— Start Data excerpt —

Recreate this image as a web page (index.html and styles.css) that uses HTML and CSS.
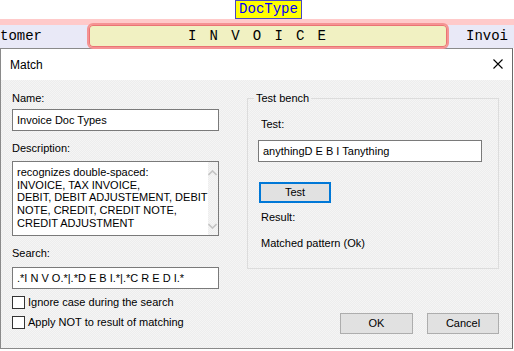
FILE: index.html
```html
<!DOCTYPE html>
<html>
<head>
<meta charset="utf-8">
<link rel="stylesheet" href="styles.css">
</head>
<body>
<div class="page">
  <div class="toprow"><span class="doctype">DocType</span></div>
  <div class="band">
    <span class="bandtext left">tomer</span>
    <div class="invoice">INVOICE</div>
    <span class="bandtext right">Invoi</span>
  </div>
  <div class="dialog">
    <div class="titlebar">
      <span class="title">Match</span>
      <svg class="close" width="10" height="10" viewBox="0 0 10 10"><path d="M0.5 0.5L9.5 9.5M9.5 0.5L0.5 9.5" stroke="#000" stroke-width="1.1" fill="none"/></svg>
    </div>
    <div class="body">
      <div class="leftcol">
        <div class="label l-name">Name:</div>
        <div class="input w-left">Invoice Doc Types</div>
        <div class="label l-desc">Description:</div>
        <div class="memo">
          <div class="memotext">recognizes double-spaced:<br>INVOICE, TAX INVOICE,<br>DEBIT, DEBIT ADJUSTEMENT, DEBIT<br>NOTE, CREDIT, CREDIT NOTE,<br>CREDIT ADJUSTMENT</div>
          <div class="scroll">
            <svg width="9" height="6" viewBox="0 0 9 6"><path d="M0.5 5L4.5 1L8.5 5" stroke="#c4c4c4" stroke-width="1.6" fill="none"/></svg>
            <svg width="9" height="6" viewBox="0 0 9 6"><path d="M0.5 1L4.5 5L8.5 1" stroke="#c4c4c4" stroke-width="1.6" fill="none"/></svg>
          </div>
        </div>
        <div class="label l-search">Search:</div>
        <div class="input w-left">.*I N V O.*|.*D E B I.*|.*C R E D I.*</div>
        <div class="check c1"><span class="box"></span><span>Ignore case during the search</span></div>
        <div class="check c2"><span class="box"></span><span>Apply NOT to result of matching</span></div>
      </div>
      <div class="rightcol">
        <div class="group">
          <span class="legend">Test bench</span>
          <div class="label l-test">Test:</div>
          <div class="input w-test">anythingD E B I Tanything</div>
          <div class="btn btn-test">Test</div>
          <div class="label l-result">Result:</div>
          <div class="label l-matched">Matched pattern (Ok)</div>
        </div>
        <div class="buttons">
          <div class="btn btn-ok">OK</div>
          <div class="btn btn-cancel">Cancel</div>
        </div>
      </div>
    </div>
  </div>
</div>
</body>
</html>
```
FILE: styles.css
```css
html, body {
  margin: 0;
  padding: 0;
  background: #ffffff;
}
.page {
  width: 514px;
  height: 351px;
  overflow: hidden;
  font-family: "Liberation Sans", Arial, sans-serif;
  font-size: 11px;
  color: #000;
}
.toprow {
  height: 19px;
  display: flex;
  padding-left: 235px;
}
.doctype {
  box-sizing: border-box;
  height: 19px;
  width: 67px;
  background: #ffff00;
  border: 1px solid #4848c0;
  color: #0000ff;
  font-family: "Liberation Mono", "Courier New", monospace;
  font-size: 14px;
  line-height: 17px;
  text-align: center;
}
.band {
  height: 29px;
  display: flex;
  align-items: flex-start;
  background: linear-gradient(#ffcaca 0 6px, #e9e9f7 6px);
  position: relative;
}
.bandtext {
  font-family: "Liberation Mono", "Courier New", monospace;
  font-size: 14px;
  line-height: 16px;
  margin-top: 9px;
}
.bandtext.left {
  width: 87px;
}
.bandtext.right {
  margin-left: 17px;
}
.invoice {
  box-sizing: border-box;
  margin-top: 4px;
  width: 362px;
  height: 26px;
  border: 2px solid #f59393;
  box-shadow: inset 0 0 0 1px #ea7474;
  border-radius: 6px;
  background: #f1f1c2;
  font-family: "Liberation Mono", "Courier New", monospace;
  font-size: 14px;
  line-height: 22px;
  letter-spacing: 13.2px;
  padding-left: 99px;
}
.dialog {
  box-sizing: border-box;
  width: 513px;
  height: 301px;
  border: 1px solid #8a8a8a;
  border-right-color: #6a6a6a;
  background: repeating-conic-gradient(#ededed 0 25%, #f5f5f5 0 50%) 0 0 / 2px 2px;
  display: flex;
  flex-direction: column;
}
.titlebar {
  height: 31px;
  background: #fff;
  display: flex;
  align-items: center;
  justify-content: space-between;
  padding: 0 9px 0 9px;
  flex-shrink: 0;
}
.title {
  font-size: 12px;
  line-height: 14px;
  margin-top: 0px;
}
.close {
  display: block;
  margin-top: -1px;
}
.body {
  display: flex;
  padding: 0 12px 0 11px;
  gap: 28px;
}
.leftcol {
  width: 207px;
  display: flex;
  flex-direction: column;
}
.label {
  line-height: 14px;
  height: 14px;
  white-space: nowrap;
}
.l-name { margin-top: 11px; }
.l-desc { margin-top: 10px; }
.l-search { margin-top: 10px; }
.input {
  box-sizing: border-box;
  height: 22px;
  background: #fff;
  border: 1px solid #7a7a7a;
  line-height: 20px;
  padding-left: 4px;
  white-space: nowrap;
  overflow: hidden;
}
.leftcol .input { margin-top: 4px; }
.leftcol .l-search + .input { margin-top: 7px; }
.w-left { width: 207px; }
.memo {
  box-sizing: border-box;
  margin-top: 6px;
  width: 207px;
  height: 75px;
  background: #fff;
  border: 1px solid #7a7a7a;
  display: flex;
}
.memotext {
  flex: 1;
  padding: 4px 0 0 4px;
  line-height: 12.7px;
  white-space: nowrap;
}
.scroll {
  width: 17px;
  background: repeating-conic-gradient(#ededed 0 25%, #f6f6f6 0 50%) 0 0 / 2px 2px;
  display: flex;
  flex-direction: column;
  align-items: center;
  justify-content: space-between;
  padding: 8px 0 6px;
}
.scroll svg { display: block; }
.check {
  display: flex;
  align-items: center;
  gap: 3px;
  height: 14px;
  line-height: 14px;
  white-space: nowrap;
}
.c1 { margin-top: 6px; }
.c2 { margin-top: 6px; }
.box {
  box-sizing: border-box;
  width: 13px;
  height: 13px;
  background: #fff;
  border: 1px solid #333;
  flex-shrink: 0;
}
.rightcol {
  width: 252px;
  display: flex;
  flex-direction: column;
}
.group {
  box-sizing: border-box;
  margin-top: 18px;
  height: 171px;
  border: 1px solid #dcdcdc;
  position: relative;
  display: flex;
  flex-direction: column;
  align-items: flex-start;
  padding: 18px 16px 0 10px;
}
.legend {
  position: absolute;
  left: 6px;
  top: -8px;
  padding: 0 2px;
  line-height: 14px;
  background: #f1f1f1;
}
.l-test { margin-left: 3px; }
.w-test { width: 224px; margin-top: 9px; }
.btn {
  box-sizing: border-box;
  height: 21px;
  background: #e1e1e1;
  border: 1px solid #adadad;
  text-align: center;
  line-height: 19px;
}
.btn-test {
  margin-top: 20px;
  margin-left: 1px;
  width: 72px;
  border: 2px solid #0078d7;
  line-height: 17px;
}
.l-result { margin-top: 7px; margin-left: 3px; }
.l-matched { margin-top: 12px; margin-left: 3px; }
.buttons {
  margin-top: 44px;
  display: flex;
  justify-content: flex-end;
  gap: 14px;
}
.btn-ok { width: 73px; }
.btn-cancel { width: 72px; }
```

— End Data excerpt —

• [What the task requires] Leave the images out, please, and restate each line word for word.

• [Final result]
Recreate this image as a web page (index.html and styles.css) that uses HTML and CSS.
FILE: index.html
```html
<!DOCTYPE html>
<html>
<head>
<meta charset="utf-8">
<link rel="stylesheet" href="styles.css">
</head>
<body>
<div class="page">
  <div class="toprow"><span class="doctype">DocType</span></div>
  <div class="band">
    <span class="bandtext left">tomer</span>
    <div class="invoice">INVOICE</div>
    <span class="bandtext right">Invoi</span>
  </div>
  <div class="dialog">
    <div class="titlebar">
      <span class="title">Match</span>
      <svg class="close" width="10" height="10" viewBox="0 0 10 10"><path d="M0.5 0.5L9.5 9.5M9.5 0.5L0.5 9.5" stroke="#000" stroke-width="1.1" fill="none"/></svg>
    </div>
    <div class="body">
      <div class="leftcol">
        <div class="label l-name">Name:</div>
        <div class="input w-left">Invoice Doc Types</div>
        <div class="label l-desc">Description:</div>
        <div class="memo">
          <div class="memotext">recognizes double-spaced:<br>INVOICE, TAX INVOICE,<br>DEBIT, DEBIT ADJUSTEMENT, DEBIT<br>NOTE, CREDIT, CREDIT NOTE,<br>CREDIT ADJUSTMENT</div>
          <div class="scroll">
            <svg width="9" height="6" viewBox="0 0 9 6"><path d="M0.5 5L4.5 1L8.5 5" stroke="#c4c4c4" stroke-width="1.6" fill="none"/></svg>
            <svg width="9" height="6" viewBox="0 0 9 6"><path d="M0.5 1L4.5 5L8.5 1" stroke="#c4c4c4" stroke-width="1.6" fill="none"/></svg>
          </div>
        </div>
        <div class="label l-search">Search:</div>
        <div class="input w-left">.*I N V O.*|.*D E B I.*|.*C R E D I.*</div>
        <div class="check c1"><span class="box"></span><span>Ignore case during the search</span></div>
        <div class="check c2"><span class="box"></span><span>Apply NOT to result of matching</span></div>
      </div>
      <div class="rightcol">
        <div class="group">
          <span class="legend">Test bench</span>
          <div class="label l-test">Test:</div>
          <div class="input w-test">anythingD E B I Tanything</div>
          <div class="btn btn-test">Test</div>
          <div class="label l-result">Result:</div>
          <div class="label l-matched">Matched pattern (Ok)</div>
        </div>
        <div class="buttons">
          <div class="btn btn-ok">OK</div>
          <div class="btn btn-cancel">Cancel</div>
        </div>
      </div>
    </div>
  </div>
</div>
</body>
</html>
```
FILE: styles.css
```css
html, body {
  margin: 0;
  padding: 0;
  background: #ffffff;
}
.page {
  width: 514px;
  height: 351px;
  overflow: hidden;
  font-family: "Liberation Sans", Arial, sans-serif;
  font-size: 11px;
  color: #000;
}
.toprow {
  height: 19px;
  display: flex;
  padding-left: 235px;
}
.doctype {
  box-sizing: border-box;
  height: 19px;
  width: 67px;
  background: #ffff00;
  border: 1px solid #4848c0;
  color: #0000ff;
  font-family: "Liberation Mono", "Courier New", monospace;
  font-size: 14px;
  line-height: 17px;
  text-align: center;
}
.band {
  height: 29px;
  display: flex;
  align-items: flex-start;
  background: linear-gradient(#ffcaca 0 6px, #e9e9f7 6px);
  position: relative;
}
.bandtext {
  font-family: "Liberation Mono", "Courier New", monospace;
  font-size: 14px;
  line-height: 16px;
  margin-top: 9px;
}
.bandtext.left {
  width: 87px;
}
.bandtext.right {
  margin-left: 17px;
}
.invoice {
  box-sizing: border-box;
  margin-top: 4px;
  width: 362px;
  height: 26px;
  border: 2px solid #f59393;
  box-shadow: inset 0 0 0 1px #ea7474;
  border-radius: 6px;
  background: #f1f1c2;
  font-family: "Liberation Mono", "Courier New", monospace;
  font-size: 14px;
  line-height: 22px;
  letter-spacing: 13.2px;
  padding-left: 99px;
}
.dialog {
  box-sizing: border-box;
  width: 513px;
  height: 301px;
  border: 1px solid #8a8a8a;
  border-right-color: #6a6a6a;
  background: repeating-conic-gradient(#ededed 0 25%, #f5f5f5 0 50%) 0 0 / 2px 2px;
  display: flex;
  flex-direction: column;
}
.titlebar {
  height: 31px;
  background: #fff;
  display: flex;
  align-items: center;
  justify-content: space-between;
  padding: 0 9px 0 9px;
  flex-shrink: 0;
}
.title {
  font-size: 12px;
  line-height: 14px;
  margin-top: 0px;
}
.close {
  display: block;
  margin-top: -1px;
}
.body {
  display: flex;
  padding: 0 12px 0 11px;
  gap: 28px;
}
.leftcol {
  width: 207px;
  display: flex;
  flex-direction: column;
}
.label {
  line-height: 14px;
  height: 14px;
  white-space: nowrap;
}
.l-name { margin-top: 11px; }
.l-desc { margin-top: 10px; }
.l-search { margin-top: 10px; }
.input {
  box-sizing: border-box;
  height: 22px;
  background: #fff;
  border: 1px solid #7a7a7a;
  line-height: 20px;
  padding-left: 4px;
  white-space: nowrap;
  overflow: hidden;
}
.leftcol .input { margin-top: 4px; }
.leftcol .l-search + .input { margin-top: 7px; }
.w-left { width: 207px; }
.memo {
  box-sizing: border-box;
  margin-top: 6px;
  width: 207px;
  height: 75px;
  background: #fff;
  border: 1px solid #7a7a7a;
  display: flex;
}
.memotext {
  flex: 1;
  padding: 4px 0 0 4px;
  line-height: 12.7px;
  white-space: nowrap;
}
.scroll {
  width: 17px;
  background: repeating-conic-gradient(#ededed 0 25%, #f6f6f6 0 50%) 0 0 / 2px 2px;
  display: flex;
  flex-direction: column;
  align-items: center;
  justify-content: space-between;
  padding: 8px 0 6px;
}
.scroll svg { display: block; }
.check {
  display: flex;
  align-items: center;
  gap: 3px;
  height: 14px;
  line-height: 14px;
  white-space: nowrap;
}
.c1 { margin-top: 6px; }
.c2 { margin-top: 6px; }
.box {
  box-sizing: border-box;
  width: 13px;
  height: 13px;
  background: #fff;
  border: 1px solid #333;
  flex-shrink: 0;
}
.rightcol {
  width: 252px;
  display: flex;
  flex-direction: column;
}
.group {
  box-sizing: border-box;
  margin-top: 18px;
  height: 171px;
  border: 1px solid #dcdcdc;
  position: relative;
  display: flex;
  flex-direction: column;
  align-items: flex-start;
  padding: 18px 16px 0 10px;
}
.legend {
  position: absolute;
  left: 6px;
  top: -8px;
  padding: 0 2px;
  line-height: 14px;
  background: #f1f1f1;
}
.l-test { margin-left: 3px; }
.w-test { width: 224px; margin-top: 9px; }
.btn {
  box-sizing: border-box;
  height: 21px;
  background: #e1e1e1;
  border: 1px solid #adadad;
  text-align: center;
  line-height: 19px;
}
.btn-test {
  margin-top: 20px;
  margin-left: 1px;
  width: 72px;
  border: 2px solid #0078d7;
  line-height: 17px;
}
.l-result { margin-top: 7px; margin-left: 3px; }
.l-matched { margin-top: 12px; margin-left: 3px; }
.buttons {
  margin-top: 44px;
  display: flex;
  justify-content: flex-end;
  gap: 14px;
}
.btn-ok { width: 73px; }
.btn-cancel { width: 72px; }
```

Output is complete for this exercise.